Just think about all the parts in your car...
• All the steel? Requires carbon, iron ore, and metallurgical coal to get the temperatures high enough.
• All the plastic? Made from petroleum.
• The batteries? You need lithium, cobalt, nickel, phosphorus, silver, aluminum, iron etc.
• The electronics and wiring? Rare-earth metals, copper, tin etc.
• All that wonderful “cruelty-free” leather? You’re basically swapping animals for seats made from oil.
• Glass? You don’t have glass without raw material and high heat.
• Rubber in your tires and trim? That needs to be vulcanized.
• Oh, you want parts to move? Well, you’ll need some oil-based lubricants for that.
Add on top of that:
• The amount of mining that needs to happen to get all these raw materials. Mining which needs heavy-duty machines that need to be built with raw materials, to be powered by diesel, and eventually replaced.
• The stable base-load energy required to power the factories making all these car parts.
• The transportation of all these raw materials, individual parts, and finished cars around the world.
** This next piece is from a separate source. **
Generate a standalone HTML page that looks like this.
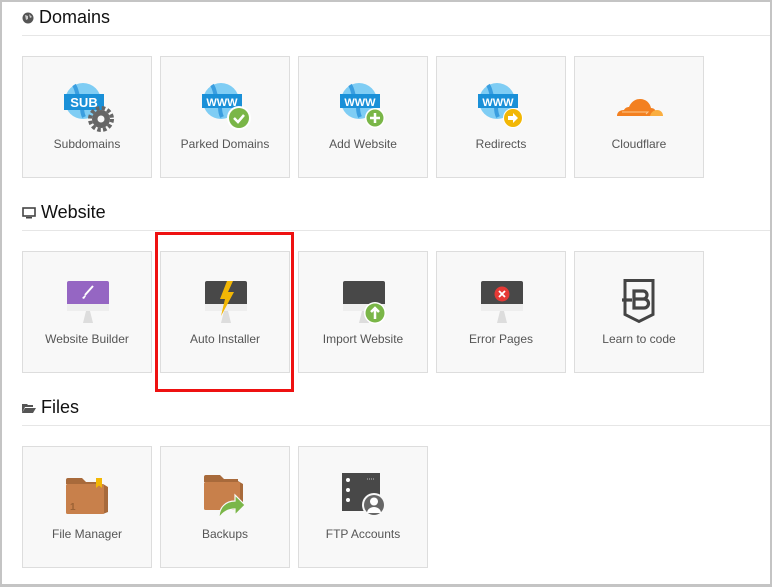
<!DOCTYPE html>
<html><head><meta charset="utf-8"><style>
*{margin:0;padding:0;box-sizing:border-box}
body{width:772px;height:587px;background:#fff;font-family:"Liberation Sans",sans-serif;position:relative;overflow:hidden}
.frame{position:absolute;left:0;top:0;width:772px;height:587px;border:2px solid #c4c4c4;border-bottom-width:3px}
h2{position:absolute;left:22px;font-size:18px;font-weight:normal;color:#111;display:flex;align-items:center;gap:5px}
.hr{position:absolute;left:22px;right:2px;height:1px;background:#e6e6e6}
.tile{position:absolute;width:130px;height:122px;background:#f8f8f8;border:1px solid #ddd}
.tile svg{position:absolute;left:35px;top:20px}
.tile span{position:absolute;left:0;right:0;top:80px;text-align:center;font-size:12px;color:#555}
.red{position:absolute;left:155px;top:232px;width:139px;height:160px;border:3px solid #ee1111}
</style></head><body>
<div class="frame"></div>

<h2 style="top:7px"><svg width="12" height="12" viewBox="0 0 12 12"><circle cx="6" cy="6" r="5.5" fill="#555"/><path d="M3 3l3 1 0 3-2 1z M7 2l3 3-2 1z" fill="#ccc"/></svg>Domains</h2>
<div class="hr" style="top:35px"></div>

<h2 style="top:202px"><svg width="14" height="12" viewBox="0 0 14 12"><rect x="1" y="1" width="12" height="8" fill="none" stroke="#444" stroke-width="1.6"/><rect x="4" y="10" width="6" height="1.5" fill="#444"/></svg>Website</h2>
<div class="hr" style="top:230px"></div>

<h2 style="top:397px"><svg width="14" height="12" viewBox="0 0 14 12"><path d="M0 2h5l1 1h5v2H3L0 11z" fill="#555"/><path d="M3 6h11l-3 5H0z" fill="#555"/></svg>Files</h2>
<div class="hr" style="top:425px"></div>

<!-- Domains -->
<div class="tile" style="left:22px;top:56px"><svg width="60" height="56" viewBox="0 0 60 56">
<circle cx="25" cy="24" r="18" fill="#7fcdf4"/><path d="M16 8c4 6 2 10 6 14s0 10 4 18" stroke="#3a9ee0" stroke-width="4" fill="none"/>
<rect x="6" y="17" width="40" height="16" fill="#1a90d8"/><text x="26" y="30" text-anchor="middle" font-size="13" font-weight="bold" fill="#fff" font-family="Liberation Sans">SUB</text>
<circle cx="43" cy="42" r="9" fill="#666"/><circle cx="43" cy="42" r="11" fill="none" stroke="#666" stroke-width="4" stroke-dasharray="3.5 2.3"/><circle cx="43" cy="42" r="3.5" fill="#f8f8f8"/></svg><span>Subdomains</span></div>

<div class="tile" style="left:160px;top:56px"><svg width="60" height="56" viewBox="0 0 60 56">
<circle cx="25" cy="24" r="18" fill="#7fcdf4"/><path d="M16 8c4 6 2 10 6 14s0 10 4 18" stroke="#3a9ee0" stroke-width="4" fill="none"/>
<rect x="6" y="17" width="40" height="14" fill="#1a90d8"/><text x="26" y="29" text-anchor="middle" font-size="11" font-weight="bold" fill="#fff" font-family="Liberation Sans">WWW</text>
<circle cx="43" cy="41" r="12" fill="#fff"/><circle cx="43" cy="41" r="10" fill="#7ab648"/><path d="M38 41l4 4 6-7" stroke="#fff" stroke-width="2.5" fill="none"/></svg><span>Parked Domains</span></div>

<div class="tile" style="left:298px;top:56px"><svg width="60" height="56" viewBox="0 0 60 56">
<circle cx="25" cy="24" r="18" fill="#7fcdf4"/><path d="M16 8c4 6 2 10 6 14s0 10 4 18" stroke="#3a9ee0" stroke-width="4" fill="none"/>
<rect x="6" y="17" width="40" height="14" fill="#1a90d8"/><text x="26" y="29" text-anchor="middle" font-size="11" font-weight="bold" fill="#fff" font-family="Liberation Sans">WWW</text>
<circle cx="41" cy="41" r="10" fill="#fff"/><circle cx="41" cy="41" r="8.5" fill="#7ab648"/><path d="M41 36v10M36 41h10" stroke="#fff" stroke-width="2.5"/></svg><span>Add Website</span></div>

<div class="tile" style="left:436px;top:56px"><svg width="60" height="56" viewBox="0 0 60 56">
<circle cx="25" cy="24" r="18" fill="#7fcdf4"/><path d="M16 8c4 6 2 10 6 14s0 10 4 18" stroke="#3a9ee0" stroke-width="4" fill="none"/>
<rect x="6" y="17" width="40" height="14" fill="#1a90d8"/><text x="26" y="29" text-anchor="middle" font-size="11" font-weight="bold" fill="#fff" font-family="Liberation Sans">WWW</text>
<circle cx="41" cy="41" r="10" fill="#fff"/><circle cx="41" cy="41" r="9" fill="#f2b705"/><path d="M36 39h5v-3l5 5-5 5v-3h-5z" fill="#fff"/></svg><span>Redirects</span></div>

<div class="tile" style="left:574px;top:56px"><svg width="60" height="56" viewBox="0 0 60 56">
<path d="M7 39c0-4 3-6 7-6 1-2 3-3 5-3 2-5 6-8 11-8 6 0 10 4 11 9 3 0 5 2 5 5l-2 3z" fill="#f38020"/>
<path d="M40 39c1-4 4-6 7-6 4 0 6 3 6 6z" fill="#faae40"/><path d="M12 35h26l-2 2" stroke="#fcc78c" stroke-width="1" fill="none"/></svg><span>Cloudflare</span></div>

<!-- Website -->
<div class="tile" style="left:22px;top:251px"><svg width="60" height="56" viewBox="0 0 60 56">
<rect x="9" y="9" width="42" height="28" rx="2" fill="#9566c3"/><rect x="9" y="32" width="42" height="7" fill="#eee"/><path d="M25 51l3-12h4l3 12z" fill="#ddd"/>
<path d="M27 23l8-9" stroke="#fff" stroke-width="2"/><path d="M24 26l3-3 1 1-2 3z" fill="#fff"/></svg><span>Website Builder</span></div>

<div class="tile" style="left:160px;top:251px"><svg width="60" height="56" viewBox="0 0 60 56">
<rect x="9" y="9" width="42" height="28" rx="2" fill="#484848"/><rect x="9" y="32" width="42" height="7" fill="#eee"/><path d="M25 51l3-12h4l3 12z" fill="#ddd"/>
<path d="M31 9h6l-5 11h6l-13 24 4-17h-5z" fill="#f2b705"/></svg><span>Auto Installer</span></div>

<div class="tile" style="left:298px;top:251px"><svg width="60" height="56" viewBox="0 0 60 56">
<rect x="9" y="9" width="42" height="28" rx="2" fill="#484848"/><rect x="9" y="32" width="42" height="7" fill="#eee"/><path d="M25 51l3-12h4l3 12z" fill="#ddd"/>
<circle cx="41" cy="41" r="11" fill="#fff"/><circle cx="41" cy="41" r="9.5" fill="#7ab648"/><path d="M41 47v-10M37 40l4-4 4 4" stroke="#fff" stroke-width="2.5" fill="none"/></svg><span>Import Website</span></div>

<div class="tile" style="left:436px;top:251px"><svg width="60" height="56" viewBox="0 0 60 56">
<rect x="9" y="9" width="42" height="28" rx="2" fill="#484848"/><rect x="9" y="32" width="42" height="7" fill="#eee"/><path d="M25 51l3-12h4l3 12z" fill="#ddd"/>
<circle cx="30" cy="22" r="7.5" fill="#e53935"/><path d="M27 19l6 6M33 19l-6 6" stroke="#fff" stroke-width="1.8"/></svg><span>Error Pages</span></div>

<div class="tile" style="left:574px;top:251px"><svg width="60" height="56" viewBox="0 0 60 56">
<path d="M15 8.5h28v34l-14 7-14-7z" fill="none" stroke="#444" stroke-width="3"/>
<path d="M12 28h10M24 19h9a4 4 0 0 1 0 8h-9zM24 27h10a4.5 4.5 0 0 1 0 9h-10z" fill="none" stroke="#444" stroke-width="3.2"/></svg><span>Learn to code</span></div>

<!-- Files -->
<div class="tile" style="left:22px;top:446px"><svg width="60" height="56" viewBox="0 0 60 56">
<path d="M8 17v-4a2 2 0 0 1 2-2h14l4 4h14v3z" fill="#a86a3b"/><path d="M45 17l5 3v25l-5 2z" fill="#a86a3b"/><rect x="8" y="17" width="38" height="30" rx="1.5" fill="#c8804b"/>
<path d="M38 11h6v10l-3-2.5-3 2.5z" fill="#f2b705"/><text x="12" y="43" font-size="10" font-weight="bold" fill="#9c6234" font-family="Liberation Sans">1</text></svg><span>File Manager</span></div>

<div class="tile" style="left:160px;top:446px"><svg width="60" height="56" viewBox="0 0 60 56">
<path d="M8 15v-5a2 2 0 0 1 2-2h14l4 4h14v3z" fill="#a86a3b"/><path d="M42 14l5 3v22l-5 1z" fill="#a86a3b"/><rect x="8" y="15" width="36" height="28" rx="1.5" fill="#c8804b"/>
<path d="M23 51c0-11 7-17 16-17v-6l10 10-10 10v-6c-7 0-12 3-16 9z" fill="#7ab648" stroke="#f8f8f8" stroke-width="1.2"/></svg><span>Backups</span></div>

<div class="tile" style="left:298px;top:446px"><svg width="60" height="56" viewBox="0 0 60 56">
<rect x="8" y="6" width="38" height="38" fill="#484848"/><circle cx="14" cy="13" r="2" fill="#fff"/><circle cx="14" cy="23" r="2" fill="#fff"/><circle cx="14" cy="33" r="2" fill="#fff"/>
<path d="M33 12h8" stroke="#bbb" stroke-width="1" stroke-dasharray="1 1"/>
<circle cx="40" cy="38" r="12" fill="#f8f8f8"/><circle cx="40" cy="38" r="10" fill="#666"/><circle cx="40" cy="34.5" r="4" fill="#fff"/><path d="M33 46a7 6 0 0 1 14 0z" fill="#fff"/></svg><span>FTP Accounts</span></div>

<div class="red"></div>
</body></html>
• Perhaps the biggest issue, the upgrading of our entire electrical grid to handle all these electric cars, which will require a massive amount of things like copper.
If we want to shift to electric cars and meet 2040 climate goals, the International Energy Agency says mineral supplies will need to increase by 30 times(!). Think of the amount of exploration, mining, transportation, and fuel energy that will be required to make that happen.
Now we may be ok with doing all of this, but anyone who thinks the "energy transition" happens without fossil fuels and minerals is frankly not a serious person. Frankly, nothing in life happens without resource extraction.